Der Macht nah zu sein macht verdächtig und gefährdet auch tatsächlich die Moral. Der Theologe Rupert Lay sagt zu diesem Dilemma: „Im Jesuitenorden gibt es eine vernünftige Regelung. Keiner, der nach Macht strebt (auch wenn sie sich als Führungswille kaschiert), darf Vorgesetzter werden. Dahinter steht die jahrhundertelange Erfahrung christlicher Orden, dass die Pathologie des nach Macht Strebenden ihn ungeeignet macht, Herrschaft auszuüben.“

Nicht immer haben sich die Jesuiten an solch eine Empfehlung gehalten. Ihr Erfolg bewirkte Gegenreaktionen, der Orden wurde immer wieder aus Ländern vertrieben, die sich manipuliert fühlten. Spanien, Portugal und Frankreich bildeten schließlich eine Allianz gegen die SJ, machten Druck auf den Papst. Clemens XIV. hob den Orden 1773 ganz auf. Erst 1814 wurden die Jesuiten von Rom wieder offiziell anerkannt.

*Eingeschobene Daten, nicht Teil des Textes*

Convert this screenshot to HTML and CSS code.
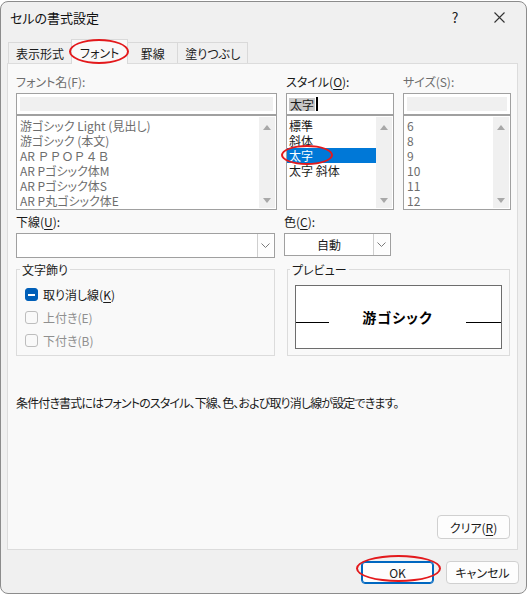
FILE: index.html
```html
<!DOCTYPE html>
<html lang="ja">
<head>
<meta charset="utf-8">
<title>セルの書式設定</title>
<link rel="stylesheet" href="styles.css">
</head>
<body>
<div class="dialog">
  <div class="titlebar">
    <span class="title">セルの書式設定</span>
    <span class="help">?</span>
    <svg class="close" width="11" height="11" viewBox="0 0 11 11"><path d="M0.5 0.5 L10.5 10.5 M10.5 0.5 L0.5 10.5" stroke="#333" stroke-width="1.1" fill="none"/></svg>
  </div>

  <div class="tabs">
    <div class="tab">表示形式</div>
    <div class="tab active">フォント</div>
    <div class="tab">罫線</div>
    <div class="tab">塗りつぶし</div>
  </div>

  <div class="panel">
    <div class="fonts">
      <div class="col">
        <div class="label dim">フォント名(F):</div>
        <div class="input disabled"><div class="fill"></div></div>
        <div class="list dim">
          <div class="items">
            <div class="item">游ゴシック Light (見出し)</div>
            <div class="item">游ゴシック (本文)</div>
            <div class="item wide">AR ＰＰＯＰ４Ｂ</div>
            <div class="item">AR Pゴシック体M</div>
            <div class="item">AR Pゴシック体S</div>
            <div class="item">AR P丸ゴシック体E</div>
          </div>
          <div class="scroll"><span class="up"></span><span class="down"></span></div>
        </div>
      </div>
      <div class="col">
        <div class="label">スタイル(<u>O</u>):</div>
        <div class="input"><span class="sel">太字</span><span class="caret"></span></div>
        <div class="list">
          <div class="items">
            <div class="item">標準</div>
            <div class="item">斜体</div>
            <div class="item selected">太字</div>
            <div class="item">太字 斜体</div>
          </div>
          <div class="scroll"><span class="up"></span><span class="down"></span></div>
        </div>
      </div>
      <div class="col">
        <div class="label dim">サイズ(S):</div>
        <div class="input disabled"><div class="fill"></div></div>
        <div class="list dim">
          <div class="items">
            <div class="item">6</div>
            <div class="item">8</div>
            <div class="item">9</div>
            <div class="item">10</div>
            <div class="item">11</div>
            <div class="item">12</div>
          </div>
          <div class="scroll"><span class="up"></span><span class="down"></span></div>
        </div>
      </div>
    </div>

    <div class="row2">
      <div class="underline-field">
        <div class="label">下線(<u>U</u>):</div>
        <div class="combo">
          <div class="combo-text"></div>
          <div class="combo-btn"><svg width="9" height="5" viewBox="0 0 9 5"><path d="M0.5 0.5 L4.5 4.5 L8.5 0.5" stroke="#7a7a7a" fill="none"/></svg></div>
        </div>
      </div>
      <div class="color-field">
        <div class="label">色(<u>C</u>):</div>
        <div class="combo small">
          <div class="combo-text center">自動</div>
          <div class="combo-btn"><svg width="9" height="5" viewBox="0 0 9 5"><path d="M0.5 0.5 L4.5 4.5 L8.5 0.5" stroke="#7a7a7a" fill="none"/></svg></div>
        </div>
      </div>
    </div>

    <div class="row3">
      <fieldset class="group effects">
        <legend>文字飾り</legend>
        <div class="check-row"><span class="box checked"></span><span>取り消し線(<u>K</u>)</span></div>
        <div class="check-row disabled"><span class="box"></span><span>上付き(E)</span></div>
        <div class="check-row disabled"><span class="box"></span><span>下付き(B)</span></div>
      </fieldset>
      <fieldset class="group preview">
        <legend>プレビュー</legend>
        <div class="preview-box">
          <span class="base left"></span>
          <span class="sample">游ゴシック</span>
          <span class="base right"></span>
        </div>
      </fieldset>
    </div>

    <p class="note">条件付き書式にはフォントのスタイル、下線、色、および取り消し線が設定できます。</p>

    <button class="btn clear">クリア(<u>R</u>)</button>
  </div>

  <div class="footer">
    <button class="btn default">OK</button>
    <button class="btn">キャンセル</button>
  </div>

  <span class="mark mark-tab"></span>
  <span class="mark mark-bold"></span>
  <span class="mark mark-ok"></span>
</div>
</body>
</html>
```
FILE: styles.css
```css
* { box-sizing: border-box; }
html, body { margin: 0; padding: 0; }
body {
  width: 527px;
  height: 595px;
  overflow: hidden;
  background: #ffffff;
  font-family: "Noto Sans CJK JP", "Noto Sans", sans-serif;
  font-size: 12px;
  color: #1a1a1a;
  font-feature-settings: "palt";
}
u { text-underline-offset: 2px; text-decoration-thickness: 1px; }

.dialog {
  position: relative;
  margin-top: 1px;
  width: 527px;
  height: 593px;
  background: #f0f0f0;
  border: 1px solid #8c8c8c;
  border-radius: 8px;
  display: flex;
  flex-direction: column;
}

.titlebar {
  height: 30px;
  display: flex;
  align-items: center;
  padding: 0 21px 0 9px;
}
.title { flex: 1; font-size: 13px; color: #111; }
.help { width: 20px; text-align: center; font-size: 14px; margin-right: 29px; color: #222; }
.close { display: block; }

.tabs {
  display: flex;
  align-items: flex-end;
  height: 24px;
  margin-top: 7px;
  padding-left: 7px;
}
.tab {
  height: 21px;
  min-width: 51px;
  padding: 0 7px;
  border: 1px solid #d9d9d9;
  border-bottom: none;
  background: #f0f0f0;
  display: flex;
  align-items: center;
  justify-content: center;
  margin-left: -1px;
  white-space: nowrap;
}
.tab:first-child { margin-left: 0; }
.tab.active {
  height: 25px;
  margin-bottom: -1px;
  background: #f9f9f9;
  position: relative;
  z-index: 1;
  padding: 0 8px;
}

.panel {
  margin-left: 6px;
  width: 511px;
  height: 487px;
  background: #f9f9f9;
  border: 1px solid #dcdcdc;
  padding: 9px 7px 10px 8px;
  display: flex;
  flex-direction: column;
}

.fonts {
  display: grid;
  grid-template-columns: 261px 108px 108px;
  column-gap: 9px;
}
.label {
  height: 18px;
  line-height: 18px;
  margin-bottom: 2px;
  white-space: nowrap;
}
.dim { color: #6d6d6d; }

.input {
  height: 22px;
  border: 1px solid #a0a0a0;
  background: #ffffff;
  padding: 3px;
  display: flex;
  align-items: center;
}
.input .fill { width: 100%; height: 100%; background: #f0f0f0; }
.input .sel { background: #c8c8c8; line-height: 13px; padding: 0 1px; margin-left: -1px; }
.input .caret { width: 2px; height: 14px; background: #000; margin-left: 1px; }

.list {
  height: 95px;
  border: 1px solid #a0a0a0;
  background: #ffffff;
  display: flex;
}
.items { flex: 1; padding-top: 2px; overflow: hidden; }
.item {
  height: 15px;
  line-height: 15px;
  padding-left: 2px;
  white-space: nowrap;
}
.list.dim .item { padding-left: 3px; }
.item.wide { font-feature-settings: normal; }
.item.selected { background: #0078d7; color: #ffffff; }
.scroll {
  width: 16px;
  margin: 1px 1px 1px 0;
  background: #f0f0f0;
  display: flex;
  flex-direction: column;
  justify-content: space-between;
  align-items: center;
  padding: 8px 0 5px;
}
.up, .down { width: 0; height: 0; border-left: 4px solid transparent; border-right: 4px solid transparent; }
.up { border-bottom: 5px solid #a8a8a8; }
.down { border-top: 5px solid #a8a8a8; }

.row2 { display: flex; gap: 9px; margin-top: 3px; }
.underline-field { width: 259px; }
.color-field { width: 107px; }
.combo {
  height: 25px;
  border: 1px solid #a0a0a0;
  background: #ffffff;
  display: flex;
}
.combo.small { height: 23px; margin-top: 1px; }
.combo-text { flex: 1; line-height: 21px; }
.combo-text.center { text-align: center; }
.combo-btn {
  width: 16px;
  margin: 0 1px 0 0;
  border-left: 1px solid #cfcfcf;
  background: #fdfdfd;
  display: flex;
  align-items: center;
  justify-content: center;
}

.row3 { display: flex; gap: 12px; margin-top: 4px; }
.group {
  margin: 0;
  height: 94px;
  border: 1px solid #dcdcdc;
  padding: 6px 8px 0 8px;
}
.group legend {
  padding: 0 2px;
  margin-left: -5px;
  line-height: 15px;
}
.effects { width: 259px; }
.preview { width: 223px; padding: 8px 7px 0 7px; }

.check-row {
  height: 23px;
  display: flex;
  align-items: center;
  gap: 5px;
}
.check-row.disabled { color: #8f8f8f; }
.box {
  width: 13px;
  height: 13px;
  border: 1px solid #bdbdbd;
  border-radius: 3px;
  display: flex;
  align-items: center;
  justify-content: center;
}
.box.checked { background: #005fb8; border-color: #005fb8; }
.box.checked::after { content: ""; width: 7px; height: 2px; background: #ffffff; }

.preview-box {
  height: 64px;
  background: #ffffff;
  border: 1px solid #6d6d6d;
  display: flex;
  align-items: center;
  justify-content: space-between;
}
.sample { font-size: 14px; font-weight: bold; color: #000; letter-spacing: 1px; }
.base { height: 1px; background: #000; margin-top: 11px; }
.base.left { width: 33px; }
.base.right { width: 35px; }

.note { margin: 39px 0 0 0; line-height: 16px; color: #1a1a1a; letter-spacing: -0.85px; white-space: nowrap; }

.btn {
  font-family: inherit;
  font-size: 12px;
  font-feature-settings: "palt";
  color: #1a1a1a;
  background: #fdfdfd;
  border: 1px solid #d0d0d0;
  border-radius: 4px;
  width: 73px;
  height: 23px;
  padding: 0;
}
.clear { margin-top: auto; align-self: flex-end; height: 24px; }

.footer {
  display: flex;
  justify-content: flex-end;
  gap: 12px;
  padding: 11px 7px 0 0;
}
.btn.default { border-color: #0067c0; box-shadow: inset 0 0 0 1px #0067c0; }

.mark {
  position: absolute;
  border: 2px solid #e3191c;
  border-radius: 50%;
  pointer-events: none;
  z-index: 5;
}
.mark-tab { left: 68px; top: 37px; width: 60px; height: 25px; }
.mark-bold { left: 280px; top: 143px; width: 52px; height: 20px; }
.mark-ok { left: 355px; top: 553px; width: 85px; height: 27px; }
```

In der Auswahl ihrer Kader sind Jesuiten elitär. Ihr Bildungssystem ist strikt. Mehr als zwei Millionen Jugendliche besuchen heute ihre Schulen. Bereits Ignatius von Loyola bestand darauf, dass neben Theologie und Logik auch Philosophie, Mathematik und Naturwissenschaften gelehrt wurden. Unterrichtet wurde konsequent, aber in Offenheit. Das schätzte selbst der extrem kritische Philosoph Voltaire. Deshalb hat er den Niedergang des Ordens auch bedauert.